Mi padre nos observa desde el otro lado de la mesa, él también tiene curiosidad por ver la reacción de su mujer ante la noticia.
―Si es que ella ya no tiene noción del tiempo. Lo de ayer le parece que fue hoy y lo de hoy ni siquiera ha existido nunca. Es inútil hacerla comprender ―dice con tristeza.
Mi padre me parece un hombre sabio en ese momento. Es él quien mejor comprende la enfermedad de mi madre, aunque, a veces, pierda la paciencia con ella cuando se pone rebelde, porque ha pasado por fases muy complicadas y difíciles de sobrellevar, porque, aun contando con nuestra ayuda, la mía y la de mis hermanos, es él quien más horas pasa a su lado día tras día, hora tras hora. Quien la atiende cada noche si se despierta, quien la ayuda a levantarse y a acostarse, y quien mejor puede saber cómo funciona su mente, si es que eso es posible.
Pero en algún resquicio de esa mente enferma todavía se encienden lucecitas que iluminan su razonamiento, porque si no cómo se explica que, de pronto, apoye su mano derecha en la frente baje la cabeza y comience a sollozar.
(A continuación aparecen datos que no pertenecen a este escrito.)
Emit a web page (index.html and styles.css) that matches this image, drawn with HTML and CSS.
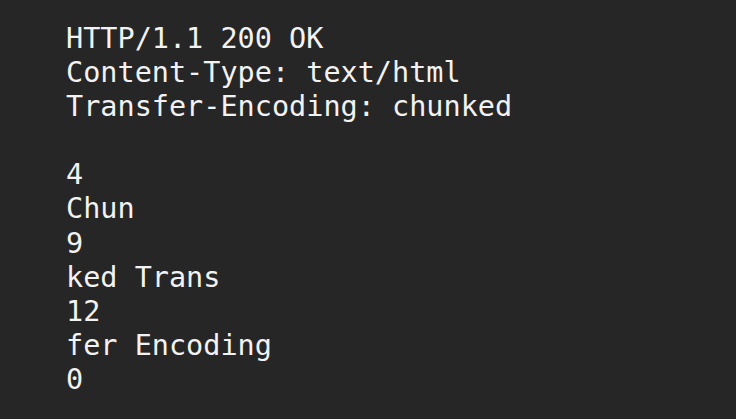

―¿Qué te ocurre, mamá? ¿Por qué lloras?
―¡Ay, mi hermana! ¡Ay, mi hermana! ―repite una y otra vez en una especie de balbuceo.
Entonces tanto mi padre como yo somos testigos de que ha sido capaz de entender lo que ha ocurrido: que su hermana acaba de morir.
Le dimos un vaso de agua, volvimos a encender la televisión para espantar los fantasmas que la entristecen y, al cabo de un rato, se le pasa el llanto y se adormila acurrucada en el sillón. Empieza a oscurecer, los gorriones alborotaban en los árboles, todavía con hojas. Ayudo a mi padre a acostarla y me marcho.
Al día siguiente, cuando paso a visitarla, no hay rastro alguno de la pena del día anterior.